Q. So what can you say about the new material?
A. Max is kind of spearheading the writing thing. He is contributing more to the writing because he is the lead singer. Max and I co-wrote the new song ‘Sky High’ which is in the set. But Max wrote the song ‘Bottle Rocket’ which is now our opening song. He also co-wrote with Bruce a rock ballad called ‘Who Took Down The Stars’ which we do toward the end of the show. So its kind of the same thing, we either collaborate on stuff or Max spearheads the operation going that way.
Q. So, now the Uncle Sam costume – is that a permanent fixture in your stage show? What does it actually mean to you?
A. You mean my bit of cheese? Not just the Uncle Sam costume, but my fur coat and hat – it’s all Schtick. That’s my schtick – everybody needs a little schtick.
Q. Does it have anything with being patriotic or the political atmosphere right now and that you are proud to be an American?
A. No, I just think it works. It just kind of represents what the song is. It represents what our logo is. We fell into that Uncle Sam with the pointing finger back in 1973. ‘Uncle Sam wants you – well, we want you.’ We are an American band and we are proud of it and we are proud of all things America. It’s not just because of September 11. We always have been. That was kind of our distinguishing thing with all the English bands. ‘Hey we’re an American band.’

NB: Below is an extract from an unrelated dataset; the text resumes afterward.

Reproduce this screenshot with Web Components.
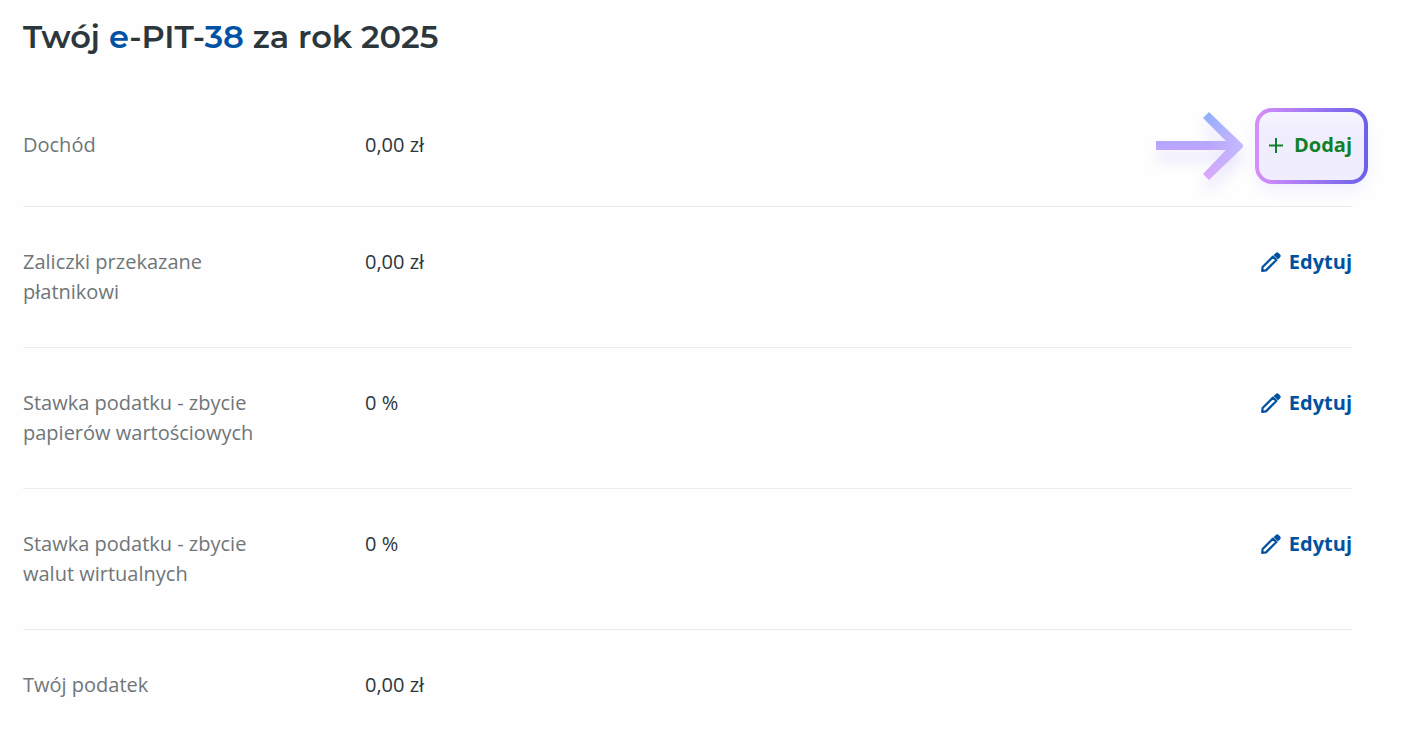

Q. A lot of our readers and possibly those that will be sitting in the audience on the 11th are military personnel since we are just a few miles from a couple of military bases, how do you feel knowing that many of them take your song “We’re An American Band” onto foreign soil with them? How does it feel to know that a song you wrote has become a kind of anthem?
A. I don’t know. I feel very fortunate because I didn’t write the song to be that way. There was always rumors that we came up with this idea in this song and that it was kind of against all of the English bands and the ‘English Invasion’. But it really wasn’t. It was very innocent.
I don’t know a lot of guitar but I was fooling around with the chords and we were out on the road for the Phoenix tour and we had to come up with another single for the next album. And our backs were up against the wall because Terry Knight was suing us and we were being sued all over the place and we didn’t know if we were going to have a future. And the thought that came to my mind was ‘we’re out on the road and we’re coming to your town and we’ll help you party it down.’ That’s kind of the way I felt -that we were coming into these towns and saying – ‘Come on. Come on to the party. Here it is.’ And ‘We’re An American Band’ just kind of rolled off my head and it sounded great with the chords I was playing. After that I took little snippets of what was going on – on the road.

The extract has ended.